На самом деле у них было немало причин завидовать этой выдающейся женщине. Ее ярко выраженная индивидуальность, ум, культура - кстати сказать, мадам Шарпантье принимала самое непосредственное участие в делах издательства и, несомненно, на них влияла, - обаяние, благовоспитанность, такт, а также ее терпимость, а может, кто знает, и равнодушие к чужим мнениям и страстям тех, кто бывал у нее в доме, позволили ей придать необычайный блеск и особый характер своему салону: она принимала в нем и далее стремилась привлечь в него людей самого разного круга, происхождения и убеждений, лишь бы они были знамениты или талантливы.
Несостоявшееся художественное призвание Жоржа Шарпантье, горячий интерес, который этот добродушный человек питал к живописцам, удовольствие, доставленное ему "Рыбаком с удочкой", открыли Ренуару двери салона Шарпантье.

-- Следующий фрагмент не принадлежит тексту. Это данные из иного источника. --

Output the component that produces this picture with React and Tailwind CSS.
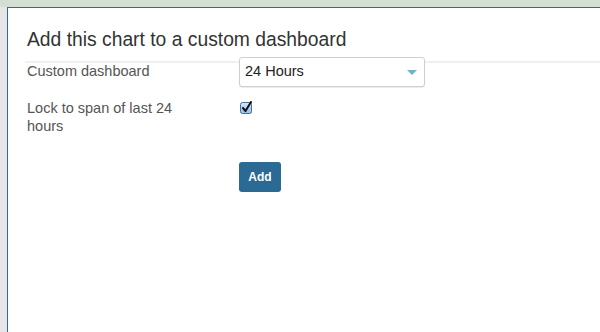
const CheckIcon = () => (
  <svg width="13" height="13" viewBox="0 0 13 13">
    <defs>
      <linearGradient id="cb" x1="0" y1="0" x2="0" y2="1">
        <stop offset="0" stopColor="#d6e8fb" />
        <stop offset="1" stopColor="#8fbcec" />
      </linearGradient>
    </defs>
    <rect x="0.5" y="1.5" width="11" height="11" rx="2" fill="url(#cb)" stroke="#4a6f9a" />
    <path d="M3 7 L5.5 10 L11 1" fill="none" stroke="#111" strokeWidth="2" strokeLinecap="round" strokeLinejoin="round" />
  </svg>
)

export default function App() {
  return (
    <div className="w-[600px] h-[332px] flex flex-col overflow-hidden bg-[#e6e6e6] font-['Liberation_Sans',Arial,sans-serif]">
      <div className="h-[7px] bg-[#d3dfd2] shrink-0"></div>
      <div className="flex flex-1">
        <div className="w-[7px] shrink-0 bg-[#e6e6e6]"></div>
        <div className="flex-1 bg-white border-l border-t border-[#2c6b9c]">
          <div className="pl-[19px] pt-[20px] text-[19.3px] leading-[24px] text-[#333]">
            Add this chart to a custom dashboard
          </div>
          <div className="ml-[17px] mt-[9px] h-[2px] bg-[#f0f0f0]"></div>

          <div className="flex items-start pl-[19px] -mt-[6px] text-[14.5px] text-[#555]">
            <div className="w-[170px] pt-[4px] leading-[20px]">Custom dashboard</div>
            <div className="ml-[42px] w-[186px] h-[30px] bg-white border border-[#cfcfcf] rounded-[3px] shadow-[0_1px_1px_rgba(0,0,0,0.08)] flex items-center justify-between pl-[5px] pr-[7px]">
              <span className="text-[#222]">24 Hours</span>
              <span className="w-0 h-0 border-l-[5px] border-r-[5px] border-t-[5px] border-l-transparent border-r-transparent border-t-[#6bb6c6]"></span>
            </div>
          </div>

          <div className="flex items-start pl-[19px] mt-[12px] text-[14.5px] text-[#555]">
            <div className="w-[170px] leading-[18px]">Lock to span of last 24 hours</div>
            <div className="ml-[43px] mt-[2px]">
              <CheckIcon />
            </div>
          </div>

          <div className="pl-[231px] mt-[27px]">
            <button className="w-[42px] h-[30px] rounded-[3px] bg-[#2a6a94] text-white text-[12px] font-bold">
              Add
            </button>
          </div>
        </div>
      </div>
    </div>
  )
}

Он появился там, робея и пытаясь прикрыть свою светскую неопытность нарочито неловкими выходками, которые обезоруживали именно потому, что, стараясь казаться грубым, он неумело переигрывал[72]. Супруги Шарпантье делали все, чтобы он чувствовал себя у них так же свободно, как многие из его знакомых и друзей, которых он здесь встретил. Это были Дега, Мане, который переходил из гостиной в японскую курительную комнату, непринужденно поддерживая светскую беседу и ухаживая за хорошенькими женщинами, в частности за Изабеллой Лемонье, младшей сестрой хозяйки дома; Де Ниттис, критик "Ле Раппель" Эрнест д'Эрвилли, также поддерживавший импрессионистов во время распродажи в отеле Друо, и Эмиль Золя, который наконец добился успеха своим романом "Преступление аббата Муре", честолюбие, жажда победы, боевой задор и тайно обуревавший его суровый пламень чувствовались в каждом слове писателя, в каждом жесте. "Казалось, он всегда спорит со своим собеседником", - отмечал Жорж Ривьер.